Investing.com-- Gold prices stuck to a 2-½ month high on Friday and were set for their best week in over eight months as signs of cooling U.S. inflation drove up hopes that the Federal Reserve will trim its pace of interest rate hikes in the coming months.

Metal markets across the board were boosted by a softer-than-expected CPI inflation reading, with expectations for a smaller interest rate hike by the Fed skyrocketing after the data. U.S. CPI inflation grew 7.7% in October, its slowest pace in nine months.

Markets are now pricing in an 85% chance of a 50 basis point hike by the Fed in December, compared to last week’s expectations of a 47% chance.

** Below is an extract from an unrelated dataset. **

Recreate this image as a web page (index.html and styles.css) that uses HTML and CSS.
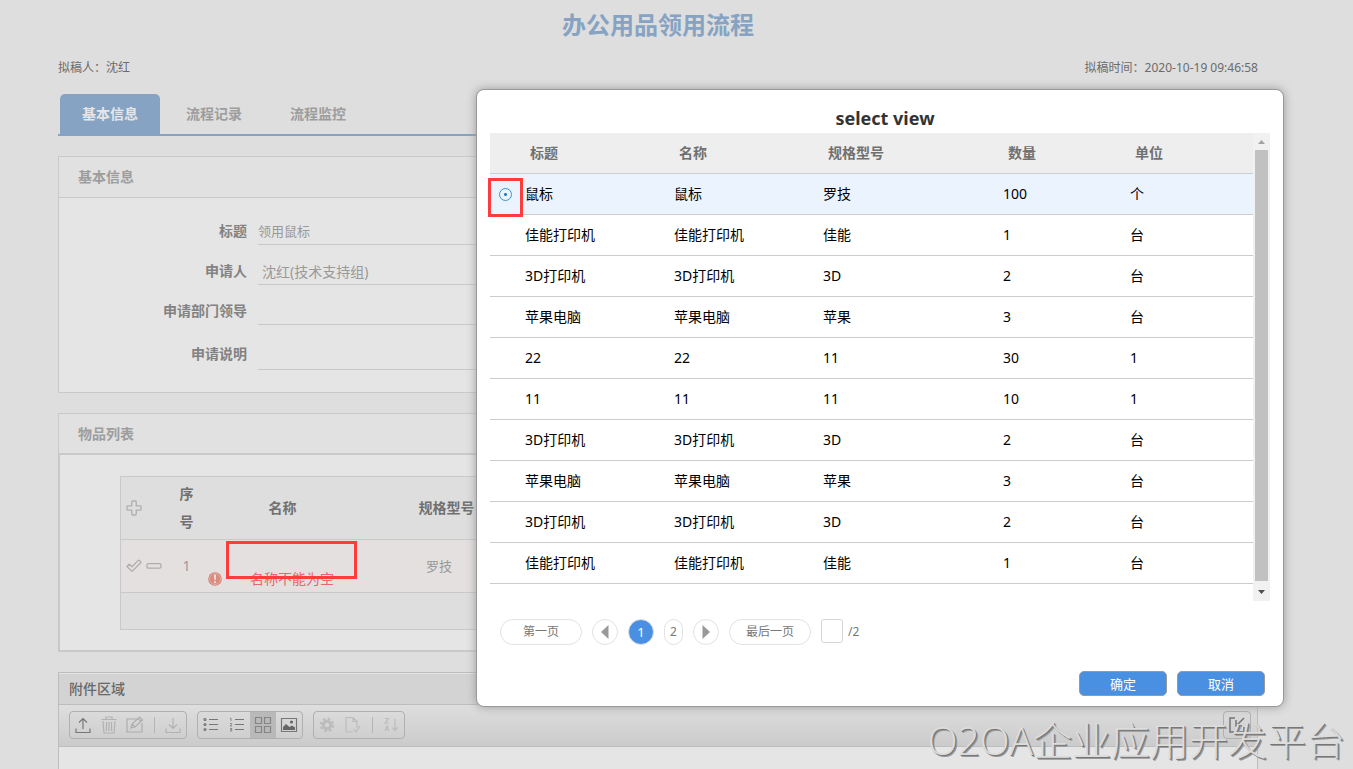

The dollar sank to its weakest level in nearly three months, while 10-year U.S. Treasury yields fell below 4%, hitting a one-month low.

This served to greatly boost bullion prices, which have been otherwise battered this year as rising interest rates pushed up the opportunity cost of holding non-yielding assets.

Spot gold fell 0.2% to $1,751.92 an ounce, while gold futures fell 0.2% to $1,755.20 an ounce by 19:04 ET (00:04 GMT). Both instruments rallied nearly 3% on Thursday, and were set to gain 4.3% this week- their best performance since late-February.

But even as U.S. inflation showed signs of slowing in October, price pressures still remained well above the Fed’s 2% target. This likely entails more interest rate hikes by the bank, albeit at a smaller pace.

Fed Chair Jerome Powell recently signaled that interest rates could potentially peak at higher levels than expected, and that the Fed is willing to risk some economic damage in its fight against inflation- heralding continued pressure on most assets from higher interest rates.

Industrial metals also surged after the inflation data, with copper prices hovering around 2-½ month highs on Friday.

Copper futures fell 0.2% to $3.7700, but were set to add 2.3% for the week. Prices of the red metal were recently impacted by concerns over sluggish demand in major importer China.

But copper markets are also expected to see tightening supply in the coming months, largely due to disruptions in major producers Chile and Peru.

This is expected to support prices of the red metal in the medium-term.